C’est en effet un processus insidieux, où par défaut de volonté, par méconnaissance des valeurs, principes, de la théorie, on n’ose pas récuser, et on se fait malgré soi happer dans tout un milieu, dans tout une enchevêtrement de valeurs tout à fait conformistes dans leur substance.
Cependant, on imagine bien qu’oser la récusation du conformisme bourgeois implique une grande force psychologique, un courage par rapport à une certaine désocialisation. Le fascisme est ici très intelligent, car il propose une récusation qui n’en est pas une. Quand on est fasciste, on rompt, mais sans rompre. On ne se révolte pas contre la société, mais on est un révolté. C’est ce qui fait d’ailleurs que les gilets jaunes sont obligés de se rapprocher, voire d’être dans le Fascisme comme mouvement historique, car eux aussi veulent être révoltés, mais sans assumer la révolte autre que symbolique.

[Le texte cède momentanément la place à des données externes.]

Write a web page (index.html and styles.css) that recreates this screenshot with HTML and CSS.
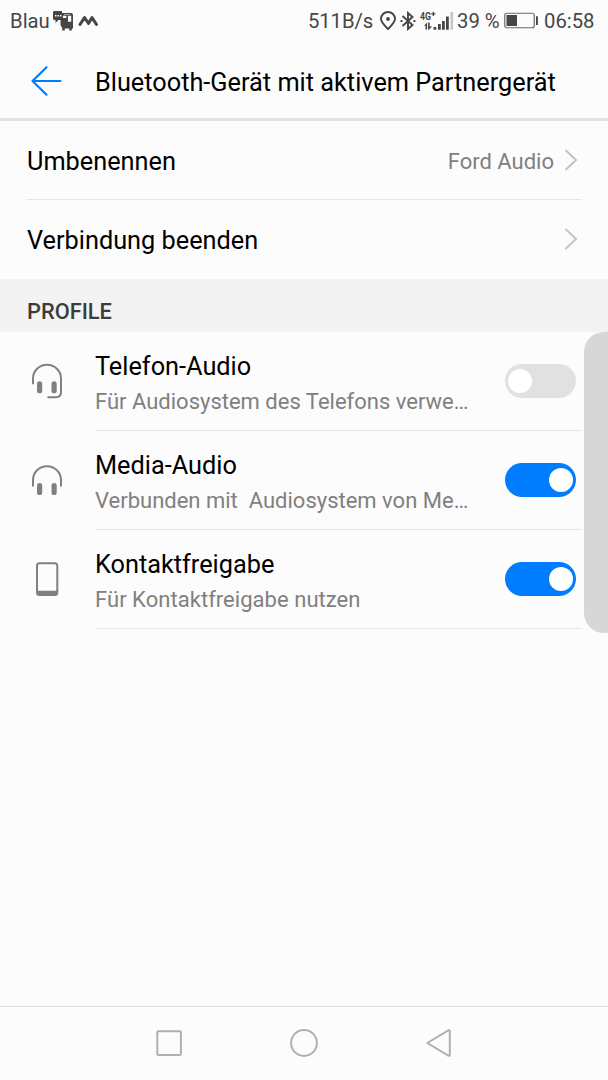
FILE: index.html
```html
<!DOCTYPE html>
<html lang="de">
<head>
<meta charset="utf-8">
<title>Bluetooth</title>
<link rel="stylesheet" href="styles.css">
</head>
<body>
<div class="screen">
  <div class="status">
    <span class="carrier">Blau</span>
    <svg class="bus" width="21" height="20" viewBox="0 0 21 20" fill="#464646"><path d="M1 0h8v9H5.500l-3 3V9H1.500Q0 9 0 7.500V1.500Q0 0 1 0z"/><path d="M8 2h10q2 0 2 2v13q0 .5-.5.500h-.7v2h-2.600v-2h-4.400v2H9.200v-2.500L7.500 14V3z"/><path d="M2 4h1.500v1.500H2zM4.500 4H6v1.500H4.500zM7 4h1.500v1.500H7zM10 4.800h3.400V7H10zM15 4.800h3.200v6H15zM11 2.900h6v.7h-6z" fill="#fcfcfc"/></svg>
    <svg class="wave" width="21" height="14" viewBox="0 0 21 14" fill="none" stroke="#464646" stroke-width="3" stroke-linecap="round" stroke-linejoin="round"><path d="M2 10.500L6.500 3.500 10.500 9.500 14 3.500 18.500 10.500"/></svg>
    <span class="rate">511B/s</span>
    <svg class="pin" width="16" height="20" viewBox="0 0 16 20" fill="none" stroke="#464646" stroke-width="1.900"><path d="M8 18C5.500 15.500 1 11.500 1 7.800a7 6.800 0 0 1 14 0C15 11.500 10.500 15.500 8 18z"/><circle cx="8" cy="8" r="1.900" fill="#464646" stroke="none"/></svg>
    <svg class="bt" width="16" height="20" viewBox="0 0 16 20" fill="none" stroke="#464646" stroke-width="1.900"><path d="M2.500 5l10 9L8 18V2l4.500 4-10 9"/><path d="M.5 10h2M13.400 10h2" stroke-width="2"/></svg>
    <svg class="signal" width="35" height="26" viewBox="0 -3 35 26" fill="#464646"><text x="0" y="8.500" class="net" textLength="11" lengthAdjust="spacingAndGlyphs">4G</text><path d="M11.200 2.300h1.500V.8h1.300v1.500h1.500v1.300H14v1.500h-1.300V3.600h-1.500zM4 14.800L7.100 11.600v7H5.500v-3.800zM8.100 11.600h1.600v3.800h2.500L8.800 18.700h-.7zM13.500 16h2.800v2.700h-2.800zM18 13h2.800v5.700H18zM22 10h2.800v8.700H22zM26 5.500h2.800v13.200H26z"/><path d="M30.500 1h2.600v17.700h-2.600z" fill="#c6c6c6"/></svg>
    <span class="percent">39 %</span>
    <svg class="battery" width="36" height="18" viewBox="0 0 36 18"><rect x=".75" y="1.250" width="29.500" height="14.500" rx="2" fill="none" stroke="#6a6a6a" stroke-width="1.200"/><path d="M2.500 3h10.500v11H2.500zM32 4.300h1.900v8.700H32z" fill="#464646"/></svg>
    <span class="clock">06:58</span>
  </div>
  <div class="header">
    <svg class="back" width="34" height="34" viewBox="0 0 34 34" fill="none" stroke="#007dff" stroke-width="2.200" stroke-linecap="round" stroke-linejoin="round"><path d="M18.500 2.200L4.500 16l14 13.700M5 16H32.500"/></svg>
    <h1>Bluetooth-Gerät mit aktivem Partnergerät</h1>
  </div>
  <div class="row row-rename"><span class="title">Umbenennen</span><span class="value">Ford Audio</span><svg class="chevron" width="14" height="24" viewBox="0 0 14 24"><path d="M2 2.500L12 12 2 21.500"/></svg></div>
  <div class="row row-end"><span class="title">Verbindung beenden</span><svg class="chevron" width="14" height="24" viewBox="0 0 14 24"><path d="M2 2.500L12 12 2 21.500"/></svg></div>
  <div class="section"><span>PROFILE</span></div>
  <div class="profile">
    <svg class="icon" width="34" height="38" viewBox="0 0 34 38"><path class="line" d="M3 20.500V15.500a14 13.700 0 0 1 28 0V29q0 5.200-5 5.200H18.200"/><rect x="7" y="18.300" width="5.200" height="12" rx="2.600"/><rect x="21.500" y="18.300" width="5.200" height="12" rx="2.600"/></svg>
    <div class="body"><div class="copy"><div class="title">Telefon-Audio</div><div class="sub">Für Audiosystem des Telefons verwe…</div></div><div class="switch"><i></i></div></div>
  </div>
  <div class="profile">
    <svg class="icon" width="34" height="38" viewBox="0 0 34 38"><path class="line" d="M3 23.800V18a14 13.700 0 0 1 28 0v5.800"/><rect x="7" y="21" width="5.200" height="12" rx="2.600"/><rect x="21.500" y="21" width="5.200" height="12" rx="2.600"/></svg>
    <div class="body"><div class="copy"><div class="title">Media-Audio</div><div class="sub">Verbunden mit  Audiosystem von Me…</div></div><div class="switch on"><i></i></div></div>
  </div>
  <div class="profile">
    <svg class="icon" width="34" height="38" viewBox="0 0 34 38"><rect class="line" x="7" y="2.300" width="20.300" height="31.700" rx="2.500"/><path d="M7 29.800h20.300v3q0 1.500-2 1.500H9q-2 0-2-1.500z"/></svg>
    <div class="body"><div class="copy"><div class="title">Kontaktfreigabe</div><div class="sub wide">Für Kontaktfreigabe nutzen</div></div><div class="switch on"><i></i></div></div>
  </div>
  <div class="edge-panel"></div>
  <div class="nav">
    <svg width="30" height="30" viewBox="0 0 30 30"><rect x="3.300" y="3.300" width="23.600" height="23.600" rx="1"/></svg>
    <svg width="30" height="30" viewBox="0 0 30 30"><circle cx="15" cy="15" r="12.900"/></svg>
    <svg width="30" height="30" viewBox="0 0 30 30"><path d="M3.300 15L24.700 2.200Q25.800 2 25.800 3v24q0 1-1.100.8z"/></svg>
  </div>
</div>
</body>
</html>
```
FILE: styles.css
```css
* { box-sizing: border-box; }
body { margin: 0; background: #fcfcfc; font-family: Roboto, sans-serif; color: #000; }
.screen { position: relative; width: 608px; height: 1080px; display: flex; flex-direction: column; overflow: hidden; }
.screen span, .title, .sub, h1 { white-space: pre; }
.status { height: 42px; display: flex; align-items: center; padding: 0 0 0 10px; font-size: 20.3px; line-height: 42px; color: #464646; flex: none; }
.status svg { flex: none; }
.carrier { width: 43px; }
.wave { margin-left: 4px; }
.rate { margin-left: auto; width: 71.5px; letter-spacing: -.1px; }
.bt { margin-left: 4px; }
.signal { margin-left: 4.5px; margin-right: 2px; overflow: visible; }
.net { font: 700 10.5px Roboto, sans-serif; }
.percent { width: 47px; }
.battery { margin-right: 4px; }
.clock { width: 64px; }
.header { height: 79px; flex: none; display: flex; align-items: center; padding: 3px 0 0 28px; border-bottom: 3px solid #e2e2e2; }
.back { margin-right: 33px; }
h1 { margin: 0; font-size: 25.3px; font-weight: 400; line-height: 34px; padding-top: 2px; }
.row { flex: none; display: flex; align-items: center; margin: 0 27px; padding-right: 3px; height: 79px; }
.row-rename { border-bottom: 1px solid #e4e4e4; }
.title { font-size: 25.3px; line-height: 34px; }
.row .title { padding-top: 2px; }
.row-rename .title { padding-top: 3px; }
.value { margin-left: auto; margin-right: 10px; padding-top: 2px; font-size: 22px; color: #808080; }
.chevron { fill: none; stroke: #c4c4c4; stroke-width: 2; stroke-linecap: round; }
.row-end .chevron { margin-left: auto; margin-bottom: 2px; }
.section { flex: none; height: 53.4px; padding: 19px 27px 0; background: #f3f3f3; color: #3c3c3c; font-size: 21.8px; font-weight: 500; line-height: 28px; }
.profile { flex: none; height: 99px; display: flex; align-items: center; padding: 0 27px 0 30px; }
.icon { margin-right: 31px; fill: #808080; }
.icon .line { fill: none; stroke: #808080; stroke-width: 2; stroke-linecap: round; }
.body { flex: 1; height: 99px; display: flex; align-items: center; justify-content: space-between; padding-right: 5px; border-bottom: 1px solid #e4e4e4; }
.copy { padding-top: 4px; }
.sub { font-size: 22px; line-height: 30px; margin-top: 3px; color: #808080; }
.wide { letter-spacing: .04px; }
.switch { width: 71px; height: 34px; padding: 5px 3px; border-radius: 17px; background: #e1e1e1; display: flex; }
.switch i { width: 24px; height: 24px; border-radius: 50%; background: #fff; }
.switch.on { background: #007dff; justify-content: flex-end; }
.edge-panel { position: absolute; left: 584px; top: 332px; width: 24px; height: 301px; border-radius: 20px 0 0 20px; background: #d7d7d7; }
.nav { margin-top: auto; height: 74px; padding-bottom: 2px; border-top: 1px solid #dedede; display: flex; align-items: center; justify-content: center; gap: 105px; }
.nav svg { fill: none; stroke: #b0b0b0; stroke-width: 2; stroke-linejoin: round; }
```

Tout le but de la Gauche doit être justement d’aider à l’affirmation d’une véritable révolte, d’une vraie récusation. Plus il y a de tels espaces, qui ne peuvent être liés qu’à la lutte de classes, sans quoi c’est une abstraction, plus la Gauche existera en tant que tel. On aura non plus simplement des gens de gauche, mais des gens à gauche.
C’est naturellement une vieille problématique. La Gauche a toujours connu ce problème : quand elle penche trop d’un côté, elle se déconnecte de la société, quand elle penche trop de l’autre côté, elle devient conformiste et s’intègre aux institutions. Cela été vrai pour le PCF, passé de la volonté de rupture à la soumission à la Ve République considérée auparavant comme un coup d’État, ou encore François Mitterrand qui expliquait qu’on ne pouvait pas être socialiste sans vouloir rompre avec le capitalisme, pour ensuite soutenir ce dernier pendant des années.
Au-delà de l’éventuel opportunisme d’un tel ou un tel, car cela existe bien entendu, il faut bien contribuer à empêcher que des gens sincères échouent, car ils s’enlisent, se pétrifient, basculent dans le conformisme.